Selling Saab Won’t Cover the Total Debt image

Receivers handling Swedish carmaker Saab‘s bankruptcy estate believe that selling the company will not cover the total debt of $1.8 – $1.97 billion.

The final bids should end by April 10th, and although a few companies showed interest, the selling of Saab‘s estate – the carmaker Saab and subsidiaries Saab Automobile Powertrain and Saab Automobile Tools – will only cover part of the debt. The companies who are interested in acquiring Saab are interested in building cars using Saab technology. The receivers declared that they cannot give a timeline for the possible sale, but they plan to present an inventory of Saab‘s estate on April 10th.

Attorneys Hans Bergqvist and Anne-Marie Pouteaux were appointed on December 19th 2011, when the carmaker‘s Dutch owner, Swedish Automobile, filed for bankruptcy.GM, Saab’s former owner, still controls key technology used by Saab and so it has a say over any possible deals.

“Saab’s end was inevitable.
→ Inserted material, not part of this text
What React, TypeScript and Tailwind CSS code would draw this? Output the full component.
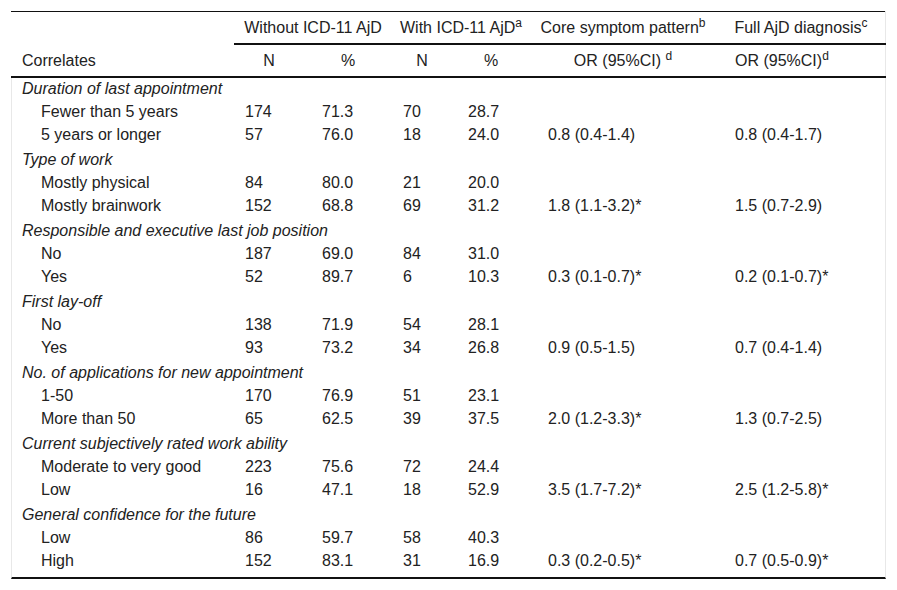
type Row = [string, string, string, string, string, string, string];

const groups: { title: string; rows: Row[] }[] = [
  {
    title: "Duration of last appointment",
    rows: [
      ["Fewer than 5 years", "174", "71.3", "70", "28.7", "", ""],
      ["5 years or longer", "57", "76.0", "18", "24.0", "0.8 (0.4-1.4)", "0.8 (0.4-1.7)"],
    ],
  },
  {
    title: "Type of work",
    rows: [
      ["Mostly physical", "84", "80.0", "21", "20.0", "", ""],
      ["Mostly brainwork", "152", "68.8", "69", "31.2", "1.8 (1.1-3.2)*", "1.5 (0.7-2.9)"],
    ],
  },
  {
    title: "Responsible and executive last job position",
    rows: [
      ["No", "187", "69.0", "84", "31.0", "", ""],
      ["Yes", "52", "89.7", "6", "10.3", "0.3 (0.1-0.7)*", "0.2 (0.1-0.7)*"],
    ],
  },
  {
    title: "First lay-off",
    rows: [
      ["No", "138", "71.9", "54", "28.1", "", ""],
      ["Yes", "93", "73.2", "34", "26.8", "0.9 (0.5-1.5)", "0.7 (0.4-1.4)"],
    ],
  },
  {
    title: "No. of applications for new appointment",
    rows: [
      ["1-50", "170", "76.9", "51", "23.1", "", ""],
      ["More than 50", "65", "62.5", "39", "37.5", "2.0 (1.2-3.3)*", "1.3 (0.7-2.5)"],
    ],
  },
  {
    title: "Current subjectively rated work ability",
    rows: [
      ["Moderate to very good", "223", "75.6", "72", "24.4", "", ""],
      ["Low", "16", "47.1", "18", "52.9", "3.5 (1.7-7.2)*", "2.5 (1.2-5.8)*"],
    ],
  },
  {
    title: "General confidence for the future",
    rows: [
      ["Low", "86", "59.7", "58", "40.3", "", ""],
      ["High", "152", "83.1", "31", "16.9", "0.3 (0.2-0.5)*", "0.7 (0.5-0.9)*"],
    ],
  },
];

// left padding of each column's data cells
const pad = [
  "pl-[29px] border-l border-[#e8e8e8]",
  "pl-[11px]",
  "pl-[18px]",
  "pl-[11px]",
  "pl-[16px]",
  "pl-[18px]",
  "pl-[19px] border-r border-[#e8e8e8]",
];

export default function App() {
  return (
    <div className="min-h-[590px] bg-white pl-[11px] pt-[11px] font-['Liberation_Sans',Arial,sans-serif] text-[16px] leading-[22px] text-[#222]">
      <table className="w-[875px] table-fixed border-separate border-spacing-0">
        <colgroup>
          <col className="w-[223px]" />
          <col className="w-[70px]" />
          <col className="w-[88px]" />
          <col className="w-[60px]" />
          <col className="w-[78px]" />
          <col className="w-[186px]" />
          <col className="w-[170px]" />
        </colgroup>
        <thead>
          <tr>
            <th
              rowSpan={2}
              className="border-t border-b-2 border-[#111] pb-[4px] pl-[11px] text-left align-bottom font-normal"
            >
              Correlates
            </th>
            <th
              colSpan={2}
              className="border-t border-b-2 border-[#111] pb-[4px] pt-[5px] text-center font-normal"
            >
              Without ICD-11 AjD
            </th>
            <th
              colSpan={2}
              className="border-t border-b-2 border-[#111] pb-[4px] pt-[5px] text-center font-normal"
            >
              With ICD-11 AjD<sup>a</sup>
            </th>
            <th className="border-t border-b-2 border-[#111] pb-[4px] pt-[5px] text-center font-normal">
              Core symptom pattern<sup>b</sup>
            </th>
            <th className="relative border-t border-b-2 border-[#111] pb-[4px] pt-[5px] text-center font-normal">
              Full AjD diagnosis<sup>c</sup>
              <span className="absolute -top-px bottom-0 right-0 w-px bg-[#e8e8e8]" />
            </th>
          </tr>
          <tr>
            <th className="border-b-2 border-[#111] pb-[4px] pt-[5px] text-center font-normal">N</th>
            <th className="border-b-2 border-[#111] pb-[4px] pt-[5px] text-center font-normal">%</th>
            <th className="border-b-2 border-[#111] pb-[4px] pt-[5px] text-center font-normal">N</th>
            <th className="border-b-2 border-[#111] pb-[4px] pt-[5px] text-center font-normal">%</th>
            <th className="border-b-2 border-[#111] pb-[4px] pt-[5px] text-center font-normal">
              OR (95%CI) <sup>d</sup>
            </th>
            <th className="relative border-b-2 border-[#111] pb-[4px] pl-[19px] pt-[5px] text-left font-normal">
              OR (95%CI)<sup>d</sup>
              <span className="absolute bottom-0 right-0 top-0 w-px bg-[#e8e8e8]" />
            </th>
          </tr>
        </thead>
        <tbody>
          {groups.map((g, gi) => {
            const lastGroup = gi === groups.length - 1;
            return [
              <tr key={g.title}>
                <td
                  colSpan={7}
                  className={
                    gi === 0
                      ? "border-x border-[#e8e8e8] pl-[10px] italic"
                      : "border-x border-[#e8e8e8] pl-[10px] pt-[3px] italic"
                  }
                >
                  {g.title}
                </td>
              </tr>,
              ...g.rows.map((r, ri) => {
                const lastRow = lastGroup && ri === g.rows.length - 1;
                return (
                  <tr key={g.title + ri}>
                    {r.map((c, ci) => (
                      <td
                        key={ci}
                        className={
                          lastRow
                            ? `${pad[ci]} whitespace-nowrap border-b-2 border-b-[#111] pb-[5px] leading-[23px]`
                            : `${pad[ci]} whitespace-nowrap leading-[23px]`
                        }
                      >
                        {c}
                      </td>
                    ))}
                  </tr>
                );
              }),
            ];
          })}
        </tbody>
      </table>
    </div>
  );
}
They had dodged the grim reaper for the past year, but in the end, the massive amount of money required to right Saab never materialized,” said Edmunds senior analyst Michelle Krebs. “Despite the brand’s position on the leading edge of safety technology, Saab’s popularity in the U.S. and around the world waned as its product portfolio grew increasingly stale and reliant on General Motors for parts, platforms and design.”